Radiohead were approached by the Bond production team to write the theme for the upcoming James Bond film Spectre (2015).[1] The director, Sam Mendes, and the James Bond actor, Daniel Craig, were both Radiohead fans.[2] In July 2015, the bookmaker William Hill suspended bets after a customer placed £15,000 at ten-to-one odds on Radiohead, suspecting insider knowledge.[3]
Radiohead first submitted "Man of War", an unreleased song written in the 1990s, which the singer, Thom Yorke, had once described as an homage to Bond themes.[4][5] The Spectre team liked "Man of War", but rejected it when they discovered it had not been written for the film and was therefore ineligible for the Academy Award for Best Original Song.[6]
Radiohead suspended work on their ninth album, A Moon Shaped Pool (2016), to record another song for the film, "Spectre".[7] However, the production team instead used "Writing's on the Wall" by Sam Smith.[8] The lead guitarist, Jonny Greenwood, said the production team felt "Spectre" was "too dark".[9] Yorke said the decision not to use the song was "just politics as far as I can tell".[10] The Bond producer Barbara Broccoli said it arrived too late to be used, and that the team had already created the title sequence using "Writing's on the Wall".[2] Mendes attempted to use "Spectre" elsewhere in the film, but decided its lyrics made it distracting. He described the situation as "an utter nightmare ... We had this beautiful song and we weren't able to use it. But it's somehow cooler for Radiohead to have written a song that wasn't used."[6]
Radiohead's producer, Nigel Godrich, said the experience was a "real waste of energy" and that it disrupted work on A Moon Shaped Pool.[7] Greenwood said Radiohead were free to finish and release "Spectre" as they wanted, and so "that side of it was really positive ... We get to have it back and it's ours and we got to put it out. We're really, really proud of it."[9]
"Spectre" is an orchestral ballad[11] that features Yorke's falsetto, strings, "jerky" piano chords and jazz-like drums.[12] Pitchfork likened it to Radiohead's 2001 single "Pyramid Song",[12] and said it had the "melodrama" of a Bond theme with "only a hint of the kitsch".[12] Variety wrote that "Spectre" had "Radiohead's signature moody sound, with a somber sweeping grandeur".[13]
Radiohead released "Spectre" on the audio platform SoundCloud on Christmas Day 2015. Yorke announced the song on Twitter, writing: "Last year we were asked to write a tune for Bond movie Spectre. Yes we were. It didn't work out ... but became something of our own which we love very much. As the year closes we thought you might like to hear it. Merry Christmas."[14] It was Radiohead's first release since the 2011 single "The Daily Mail" / "Staircase".[14]

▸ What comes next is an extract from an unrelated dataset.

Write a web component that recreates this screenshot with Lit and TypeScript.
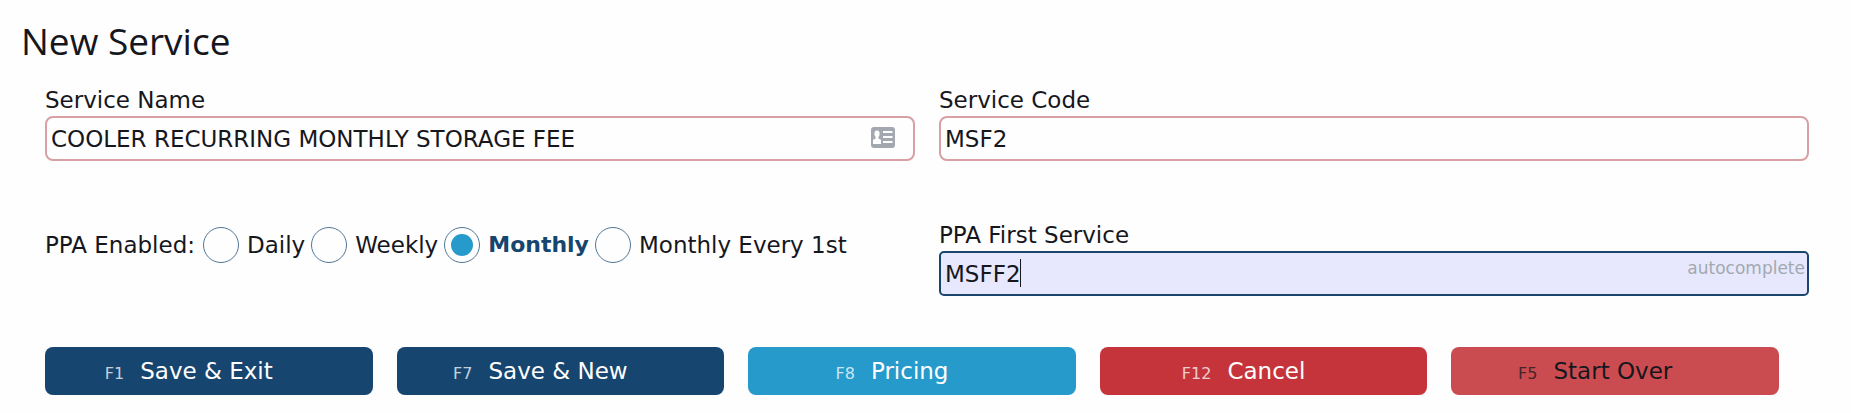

"Spectre" was included as the B-side on Radiohead's 2016 vinyl single "Burn the Witch".[15] It was also included as a bonus track on the special edition of Radiohead's 2016 album A Moon Shaped Pool.[16]
Pitchfork named "Spectre" the week's "Best New Music", finding that it was "one of the finest Radiohead songs in some years, much more than a one-off curiosity".[12] Variety wrote that it "might have fit well into the Bond song canon".[13] Chris DeVille of Stereogum picked "Spectre" as one of the week's best songs, writing that it was "beautiful" and a reminder that "Radiohead still have life left in them".[17] After "Writing's on the Wall" won the Golden Globe Award for Best Original Song the following week, DeVille wrote that "Spectre" was "the more masterful of the two tracks".[18] In 2020, the Guardian named "Spectre" the 38th-best Radiohead song, writing: "Thom Yorke is persuasive – if not exactly suave – in character as the secret agent, but credit Jonny Greenwood, as we often must, with its emotive thwack."[19]